Job Dependencies and Directives

Job Dependencies and Directives

Note: SLURM directives are special instructions in your job script (lines starting with #SBATCH). They control resources, job naming, output, and more. Dependencies let you control when jobs run.

Common Directives

Directive Description Example
#SBATCH -p Choose a queue (partition) #SBATCH -p short-40core
#SBATCH -N Number of nodes #SBATCH -N 1
#SBATCH -n Number of tasks (cores) #SBATCH -n 4
#SBATCH --mem Memory per node #SBATCH --mem=16GB
#SBATCH -t Wall time (HH:MM:SS) #SBATCH -t 01:00:00
#SBATCH -J Job name #SBATCH -J myjob
#SBATCH -o Standard output file #SBATCH -o job_%j.out
#SBATCH -e Standard error file #SBATCH -e job_%j.err

Job Dependencies

You can make one job wait for another to finish using --dependency.
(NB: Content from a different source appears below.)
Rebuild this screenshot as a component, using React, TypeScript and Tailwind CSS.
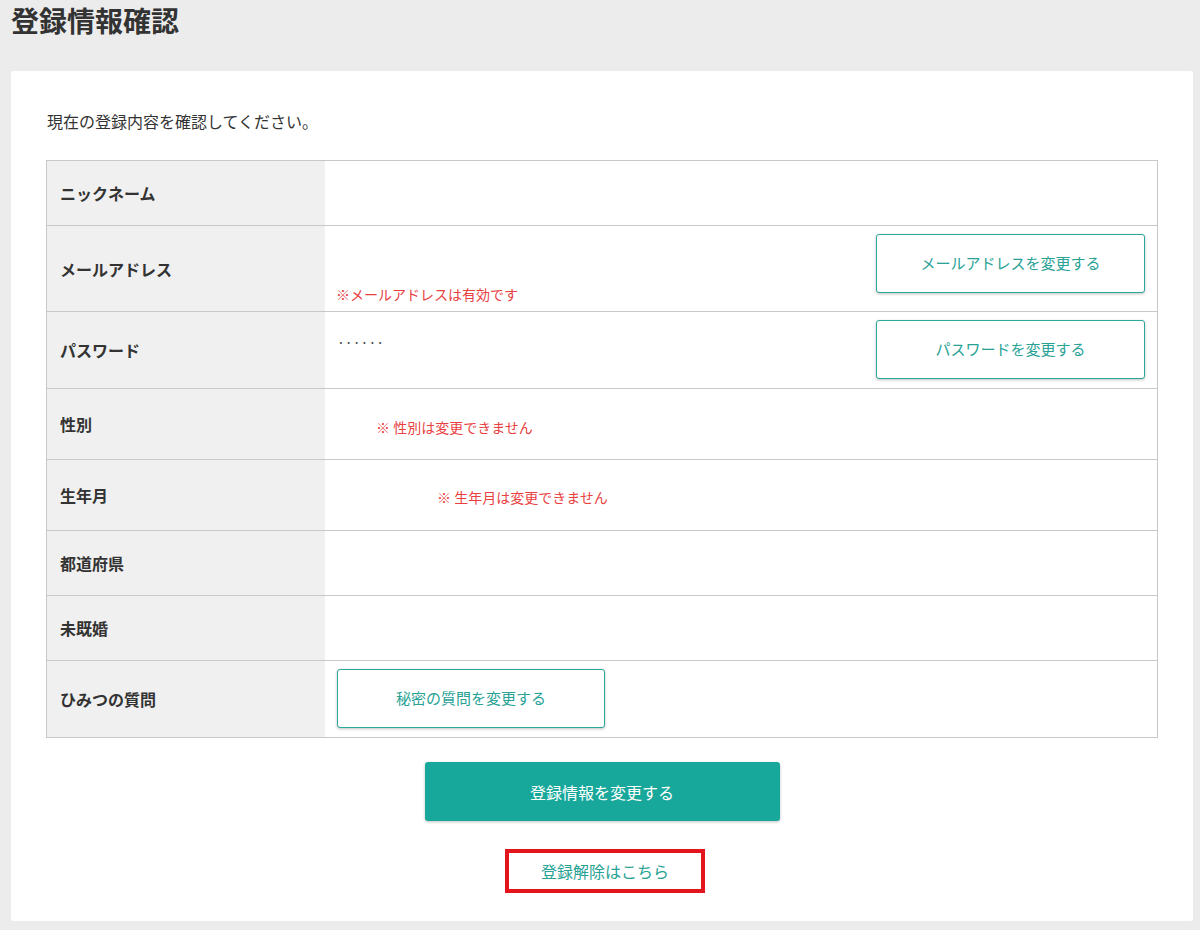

For example:

sbatch first_job.slurm
sbatch --dependency=afterok:<jobid> second_job.slurm
  • afterok:<jobid> → Run only if the first job succeeds.
  • after:<jobid> → Run after the job starts (any outcome).
  • afternotok:<jobid> → Run if the job fails.

Tips

  • Use %j in filenames to include the job ID automatically.
  • Dependencies are useful for multi-step workflows (e.g., preprocessing → analysis → plotting).
  • Keep scripts simple: request only the resources and time you need.